Repeat all the material exactly; pictures stay out of your copy.

┌─ Information supplied

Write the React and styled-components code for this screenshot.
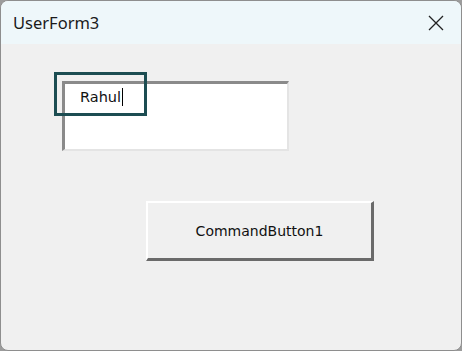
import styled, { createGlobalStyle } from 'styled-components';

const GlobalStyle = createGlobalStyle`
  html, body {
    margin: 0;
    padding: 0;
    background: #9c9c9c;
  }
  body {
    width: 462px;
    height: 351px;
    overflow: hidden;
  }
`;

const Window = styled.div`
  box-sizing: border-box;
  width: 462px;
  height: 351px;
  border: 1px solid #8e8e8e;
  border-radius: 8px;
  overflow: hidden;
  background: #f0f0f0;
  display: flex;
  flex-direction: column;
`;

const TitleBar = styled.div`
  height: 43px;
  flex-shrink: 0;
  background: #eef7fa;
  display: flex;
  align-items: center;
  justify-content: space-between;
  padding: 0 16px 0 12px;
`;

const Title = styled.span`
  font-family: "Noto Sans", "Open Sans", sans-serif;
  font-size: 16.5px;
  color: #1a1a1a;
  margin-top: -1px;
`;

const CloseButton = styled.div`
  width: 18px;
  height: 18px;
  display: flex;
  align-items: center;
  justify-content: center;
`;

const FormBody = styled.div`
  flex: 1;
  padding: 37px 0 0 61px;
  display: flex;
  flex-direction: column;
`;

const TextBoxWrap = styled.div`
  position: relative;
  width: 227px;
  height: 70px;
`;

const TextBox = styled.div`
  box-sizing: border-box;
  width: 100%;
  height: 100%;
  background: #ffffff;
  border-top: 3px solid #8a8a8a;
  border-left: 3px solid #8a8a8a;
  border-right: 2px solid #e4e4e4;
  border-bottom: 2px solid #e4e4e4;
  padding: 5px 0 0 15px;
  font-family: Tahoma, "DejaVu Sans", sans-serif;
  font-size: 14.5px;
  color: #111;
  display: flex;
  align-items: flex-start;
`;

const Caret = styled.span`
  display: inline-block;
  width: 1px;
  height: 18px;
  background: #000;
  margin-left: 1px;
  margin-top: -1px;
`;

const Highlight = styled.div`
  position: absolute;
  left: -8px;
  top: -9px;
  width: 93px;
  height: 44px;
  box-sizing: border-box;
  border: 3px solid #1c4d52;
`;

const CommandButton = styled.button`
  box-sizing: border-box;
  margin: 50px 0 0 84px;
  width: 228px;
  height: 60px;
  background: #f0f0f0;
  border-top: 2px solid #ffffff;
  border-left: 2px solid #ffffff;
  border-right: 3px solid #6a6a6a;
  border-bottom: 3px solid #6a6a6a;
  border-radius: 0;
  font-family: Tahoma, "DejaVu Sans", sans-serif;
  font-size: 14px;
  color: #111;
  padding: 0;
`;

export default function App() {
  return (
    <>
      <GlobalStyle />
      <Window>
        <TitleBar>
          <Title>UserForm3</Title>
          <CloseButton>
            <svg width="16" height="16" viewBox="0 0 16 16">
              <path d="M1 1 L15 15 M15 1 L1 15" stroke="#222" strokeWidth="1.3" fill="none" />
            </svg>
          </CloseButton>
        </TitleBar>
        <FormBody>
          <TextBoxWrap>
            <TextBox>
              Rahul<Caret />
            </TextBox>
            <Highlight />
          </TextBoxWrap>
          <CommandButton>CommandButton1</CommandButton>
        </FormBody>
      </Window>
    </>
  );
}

└─

**Correct result**
Write the React and styled-components code for this screenshot.
import styled, { createGlobalStyle } from 'styled-components';

const GlobalStyle = createGlobalStyle`
  html, body {
    margin: 0;
    padding: 0;
    background: #9c9c9c;
  }
  body {
    width: 462px;
    height: 351px;
    overflow: hidden;
  }
`;

const Window = styled.div`
  box-sizing: border-box;
  width: 462px;
  height: 351px;
  border: 1px solid #8e8e8e;
  border-radius: 8px;
  overflow: hidden;
  background: #f0f0f0;
  display: flex;
  flex-direction: column;
`;

const TitleBar = styled.div`
  height: 43px;
  flex-shrink: 0;
  background: #eef7fa;
  display: flex;
  align-items: center;
  justify-content: space-between;
  padding: 0 16px 0 12px;
`;

const Title = styled.span`
  font-family: "Noto Sans", "Open Sans", sans-serif;
  font-size: 16.5px;
  color: #1a1a1a;
  margin-top: -1px;
`;

const CloseButton = styled.div`
  width: 18px;
  height: 18px;
  display: flex;
  align-items: center;
  justify-content: center;
`;

const FormBody = styled.div`
  flex: 1;
  padding: 37px 0 0 61px;
  display: flex;
  flex-direction: column;
`;

const TextBoxWrap = styled.div`
  position: relative;
  width: 227px;
  height: 70px;
`;

const TextBox = styled.div`
  box-sizing: border-box;
  width: 100%;
  height: 100%;
  background: #ffffff;
  border-top: 3px solid #8a8a8a;
  border-left: 3px solid #8a8a8a;
  border-right: 2px solid #e4e4e4;
  border-bottom: 2px solid #e4e4e4;
  padding: 5px 0 0 15px;
  font-family: Tahoma, "DejaVu Sans", sans-serif;
  font-size: 14.5px;
  color: #111;
  display: flex;
  align-items: flex-start;
`;

const Caret = styled.span`
  display: inline-block;
  width: 1px;
  height: 18px;
  background: #000;
  margin-left: 1px;
  margin-top: -1px;
`;

const Highlight = styled.div`
  position: absolute;
  left: -8px;
  top: -9px;
  width: 93px;
  height: 44px;
  box-sizing: border-box;
  border: 3px solid #1c4d52;
`;

const CommandButton = styled.button`
  box-sizing: border-box;
  margin: 50px 0 0 84px;
  width: 228px;
  height: 60px;
  background: #f0f0f0;
  border-top: 2px solid #ffffff;
  border-left: 2px solid #ffffff;
  border-right: 3px solid #6a6a6a;
  border-bottom: 3px solid #6a6a6a;
  border-radius: 0;
  font-family: Tahoma, "DejaVu Sans", sans-serif;
  font-size: 14px;
  color: #111;
  padding: 0;
`;

export default function App() {
  return (
    <>
      <GlobalStyle />
      <Window>
        <TitleBar>
          <Title>UserForm3</Title>
          <CloseButton>
            <svg width="16" height="16" viewBox="0 0 16 16">
              <path d="M1 1 L15 15 M15 1 L1 15" stroke="#222" strokeWidth="1.3" fill="none" />
            </svg>
          </CloseButton>
        </TitleBar>
        <FormBody>
          <TextBoxWrap>
            <TextBox>
              Rahul<Caret />
            </TextBox>
            <Highlight />
          </TextBoxWrap>
          <CommandButton>CommandButton1</CommandButton>
        </FormBody>
      </Window>
    </>
  );
}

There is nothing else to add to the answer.